Last night, on the twitter, Sky pundit Phil Clarke was asked what he thought was wrong with Warrington.
“I’ve only got 127 characters” he replied.
He could have been more succinct and just said ‘fucking everything’.
From start to finish, for the sixth successive league game this year, we were a distant second best.
Fair enough, we held Saints out for the first half an hour or so, but during that time, we rarely got out of our own half and you could feel the momentum swing their way with every weak clearance set, every shit last tackle kick, and every stupid penalty given away.
St Helens, with their prodigal son Matty Smith making his long-awaiting second league debut, kept it simple but effective with a controlled kicking game, forcing repeat sets and softening our defensive line.
It genuinely felt like a matter of when, rather than if, our defence would crack.
And it cracked in the most predictable way.
Having already touched down over the line twice – one disallowed for knock on down one wing, one for a forward pass down the other – Saints opened the scoring on the 30 minute mark when Roby’s poke into the in-goal area wasn’t dealt with by the ever-useless Matty Russell and allowed Zeb Taia to score the most simple try he will ever be gifted in his career.
Such was the ineptitude of Russell’s attempt to ground the ball, the referee actually sent it to the video ref as a No Try decision. How often do you see the on-field decision overturned even when it’s blindingly obvious?
We hate to single people out for scorn, because there’s a lot of people stealing a living in the primrose and blue this year, but Matty Russell really does rank high in the list of worst players we’ve ever seen at the club.
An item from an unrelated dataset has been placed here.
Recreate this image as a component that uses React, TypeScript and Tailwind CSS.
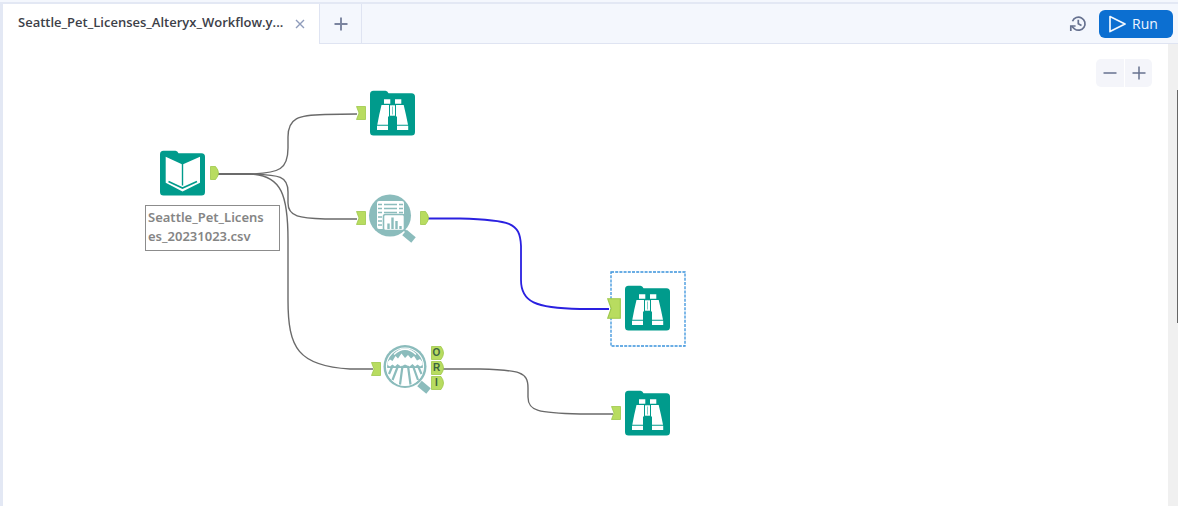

As is the usual story, after that opening try, heads dropped and Saints didn’t have to wait long before doubling their lead.
Penalties gifted them field position – for a change! – and a pin point Matty Smith kick punctuated a bit of off-the-cuff rugby and found Jack Owens with absolutely acres of space to allow the scrap metal merchant-looking winger to touch down.
They were over again from the very first set after the restart.
Mark Percival capitalised on our dreadful right edge defence by bursting onto a flat pass deep inside his own half and racing downfield before releasing Adam Swift who sauntered in for a try while Matty Russell tripped over his own fucking feet.
We wrote before the season started what a great signing Smith was for St Helens and how he would boost their chances of winning the Grand Final.
As bad as they were last year, they were two dodgy tries away from making Old Trafford last year.
Smith at 7, his kicking game, his game management, his rugby brain, would make any team in the competition better and if he had been fit from the start of the season, you really doubt Saints would be where they are now.
And what we would give for a half back like him in our team right now.
Our half backs did combine – hurrah – in the opening few minutes of the second half, when Kevin Brown found himself at dummy half and hit Gidley with a flat ball for the former Australian international to collect our solitary consolation score of the night.
Other than that, neither of them provided a good kick all game and yet again, our most creative player was Joe Westerman, who provided a rare glimpse of class with another eye-catching offload in the second half.
The nature of the try, the urgency that forced Smith to kick out on the full, the offside from the restart, gave the travelling support a bit of hope that a Saints-esque comeback was on.
And it’s the hope that kills you.
A forward pass from Dwyer at dummy half killed our momentum stone dead and that was the last time we looked like even competing in the game.
The night just got worse and worse from then on.
More penalties, more soft tries conceded, more clueless attacking play.
You know the dance by now.
Six defeats is the worst start to a season in the club’s history and the fixture list over the next month doesn’t exactly fill you with confidence that a win is around the corner.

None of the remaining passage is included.